5. Port Douglas, Qld
Tropical paradise minus the malaria. Port Douglas is a visual feast: a massive sweep of palm-fringed beach, distant cays lazing in the cerulean Coral Sea and a hinterland of mountainous rainforest. Once a sleepy fishing village, with a population of 700 less than 20 years ago, Port Douglas is now a resort town for the well-heeled. It’s not a year-round destination (unless you love 90 percent humidity), and you (and your wallet) can feel a bit corralled, but it’s an ideal base for day-trips to the Barrier Reef, the always ice-cold Mossman Gorge and super-scenic drives along the coast – the other great ocean road.
6. Stanley, Tas
On Tasmania’s far north-west coast, Stanley is dominated by The Nut, a massive volcanic outcrop that juts into Bass Strait. A former whaling town and headquarters of the Van Diemen’s Land Company, and the birthplace of the only Tassie-born PM, Joseph Lyons (see his cottage), Stanley is today an atmospheric and not overly yuppified maritime village, with many impressive architectural relics dating from the 1840s. A haunting seaside cemetery is the resting place of notable pioneers and explorers. It still feels lonely today.
7. Strahan, Tas
The only town on Tassie’s formidable west coast, at the edge of Macquarie Harbour, Strahan is today a peaceful fishing and timber village and launching point for boat trips up the wild, black Gordon River.
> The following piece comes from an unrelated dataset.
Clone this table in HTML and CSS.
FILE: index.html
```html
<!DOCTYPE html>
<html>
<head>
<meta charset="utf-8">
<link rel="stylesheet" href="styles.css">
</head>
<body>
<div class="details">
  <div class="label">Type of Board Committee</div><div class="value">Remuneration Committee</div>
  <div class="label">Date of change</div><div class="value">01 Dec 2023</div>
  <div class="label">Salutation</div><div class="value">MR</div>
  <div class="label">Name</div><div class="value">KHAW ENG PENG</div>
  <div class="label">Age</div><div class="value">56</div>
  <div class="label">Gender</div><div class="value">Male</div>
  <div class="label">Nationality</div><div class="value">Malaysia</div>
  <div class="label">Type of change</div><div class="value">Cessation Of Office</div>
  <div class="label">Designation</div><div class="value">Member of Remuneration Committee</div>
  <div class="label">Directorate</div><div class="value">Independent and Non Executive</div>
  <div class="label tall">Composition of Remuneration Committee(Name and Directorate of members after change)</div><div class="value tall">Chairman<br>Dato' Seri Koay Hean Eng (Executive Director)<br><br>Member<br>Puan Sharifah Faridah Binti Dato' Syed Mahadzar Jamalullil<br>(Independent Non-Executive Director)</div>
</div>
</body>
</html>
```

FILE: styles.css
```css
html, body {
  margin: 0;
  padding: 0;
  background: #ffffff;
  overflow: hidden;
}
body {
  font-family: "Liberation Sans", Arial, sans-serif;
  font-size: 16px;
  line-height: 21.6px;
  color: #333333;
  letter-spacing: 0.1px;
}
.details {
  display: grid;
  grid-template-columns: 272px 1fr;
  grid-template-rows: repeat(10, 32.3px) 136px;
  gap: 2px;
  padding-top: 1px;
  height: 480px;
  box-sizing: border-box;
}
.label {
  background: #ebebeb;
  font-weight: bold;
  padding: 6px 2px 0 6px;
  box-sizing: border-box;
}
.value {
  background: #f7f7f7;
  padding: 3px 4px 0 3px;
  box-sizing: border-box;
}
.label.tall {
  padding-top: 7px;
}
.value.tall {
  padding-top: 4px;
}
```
But the tranquillity belies Strahan’s beginnings as Sarah Island, the most elaborately cruel penal colony, marooned in the middle of the harbour. Established in 1821, Sarah Island’s unfortunates were moved in 1833 to the relative civilisation of Port Arthur. You stare at those haunting ruins and can almost hear the screams of despair. Not for nothing was the entrance to Macquarie Harbour named Hell’s Gates.